Um das Aufgabengebiet der unerlaubten Wohnraumzweckentfremdung nicht völlig der Freien Grünen Liste oder anderen Initiativen zu überlassen, hat die Stadtverwaltung endlich selbst ihre Augen aufgemacht und ist von sich aus auf weitere ärgerliche Fälle gestoßen. Entsprechende Ordnungswidrigkeitsverfahren wurden eingeleitet, so z.B. bei den Häusern Alter Wall 1, Gottlieberstr. 1, Raiffeisenstr. 2, Tirolergasse 10 (Umnutzung nach Neubau) — um nur einige zu nennen.

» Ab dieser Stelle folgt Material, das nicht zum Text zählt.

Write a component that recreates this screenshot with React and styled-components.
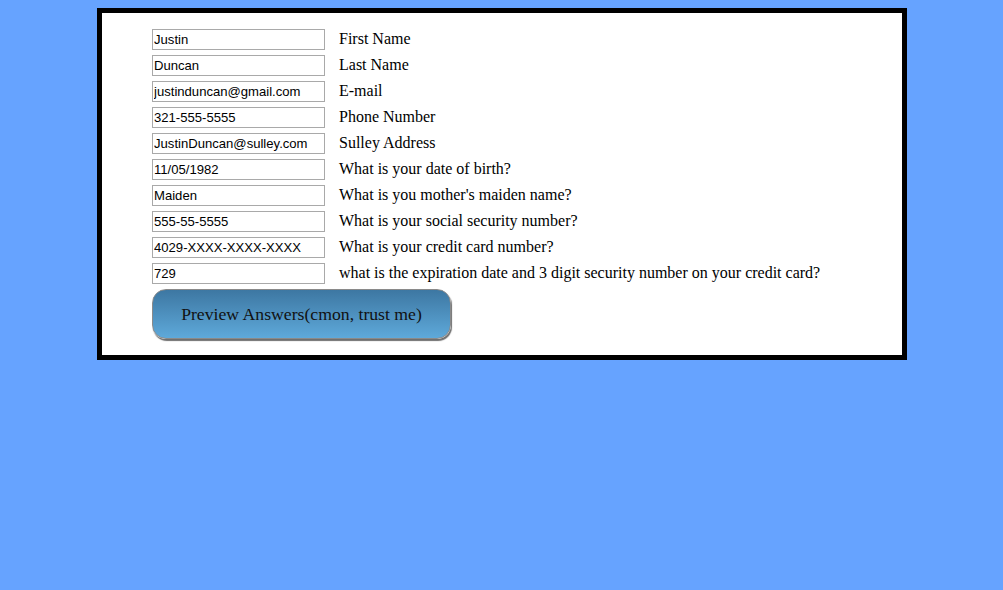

Alles in allem kann heute von einer entschiedenen, sozial ausgerichteten Wohnungspolitik der Stadt Konstanz noch nicht gesprochen werden, doch sind erste gute Ansätze verwirklicht worden, um das soziale Ärgernis leerstehender Häuser und unerlaubter Umnutzungen zu beseitigen. Allerdings muss noch einiges getan werden, damit all denen geholfen wird, die verzweifelt nach einer noch bezahlbaren Wohnung suchen oder denen, die in menschenun- würdigen Behausungen leben müssen. Deshalb wird sich die Freie Grüne Liste für weitere Maßnahmen zur Beseitigung der Wohnungsnot in Konstanz einsetzen:
1) Umzugsprämien für Mieter, die in einer für sie zu großen Wohnung leben,
2) drastische Erhöhung der Zweitwohnungssteuer,
3) Vergabe städtischer Grundstücke ausschließlich in Erbpacht,
4) Unterstützung von Selbsthilfeorganisationen im Wohnungsbau,
5) Abkehr von Kahlschlag- und Luxussanierung und vom Bauherrenmodell.
Autor: Werner Allweiss
Diese Stelle hat mir besonders gut gefallen:
„Es ging zu wie im Balkan. Ich mußte zuerst die totale Balkanisierung im Baudezernat beseitigen“.
So der neue Baubürgermeister im Artikel damals. Hat wohl nicht viel gehalten von seinem Vorgänger. Der wäre auch noch ein dankbares Opfer für diverse Nebelhornveröffentlichungen.